After we have lecture and watch chef demos, students are supposed to replicate what the chefs did. We then present our dishes to the chef instructor and we get feedback. So far, I’ve received more positive feedback. Chef likes how I flavor and season most of my dishes- I still need to work on adding more or less salt to my potatoes and rice, steaming my potatoes/carrots through, and being more consistent with my knife cuts. It’s tough work, especially when there are strict deadlines for plates.
My first 3 days were tough. More and more, during production, my classmates around my station relied on my notes and what I told them. Why? They weren’t good note takers. As a result, last Wednesday I performed terribly – I couldn’t finish one dish on time because I lost focus and was distracted with, “Yvonne, do I add butter?”, “Yvonne, how do I cook this?” I made it clear that I was annoyed and fed up with them and moved stations on Thursday. So far, so good! My station mates are pretty awesome. We all mesh really well and I’m much happier! The group that I left, however, told me I was ‘messed up” for ditching them. I told them it was for the best and no hard feelings.
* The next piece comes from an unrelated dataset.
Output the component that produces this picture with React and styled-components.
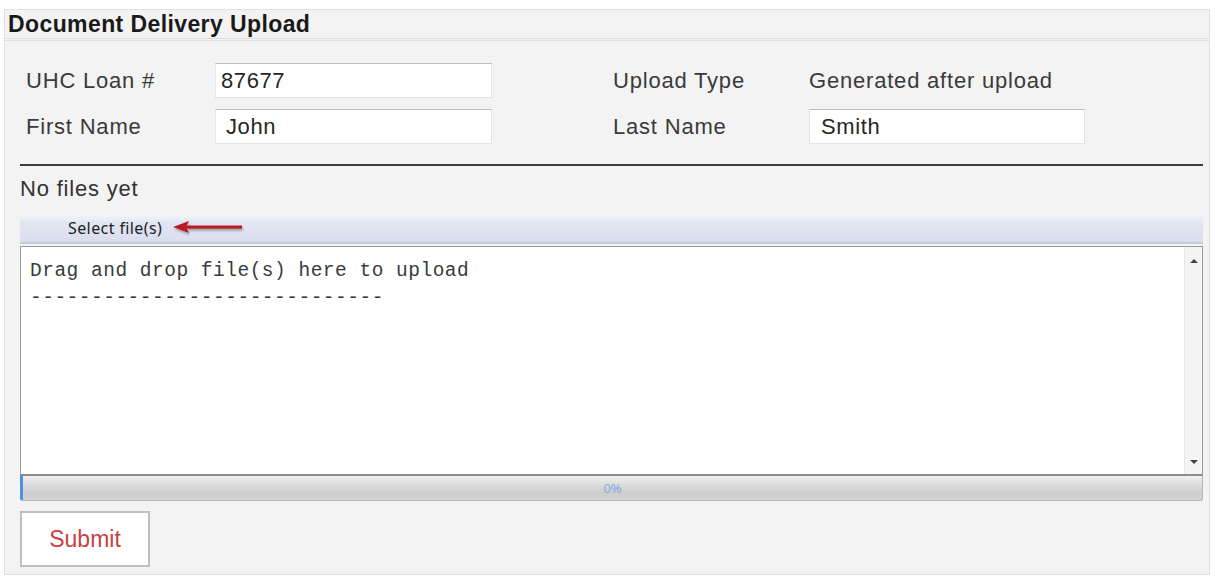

Now, let me talk about homework. Yes, homework. Some of you were surprised to hear that I have homework at culinary school. Mostly, homework is comprised of lots of reading, writing, and knife cuts. At school, we’ve been using the chef’s knife most.
My homework for tonight is to make 4 potato tournets. I still don’t understand how to cut them correctly – no one in class does, besides the chef. I’m going to youtube it now, make the cuts, read, then prepare dinner. Right now, in the fridge, I’m marinading orange roughy fillets in ziplock bag. My marinade includes: a blended oil (75% canola and 25% extra virgin olive oil), lemon juice, chopped garlic, bay leaf, salt, freshly ground black pepper, red pepper flakes, and oregano. I’m going to grill it then serve with rice pilaf and either steamed broccoli or glazed carrots.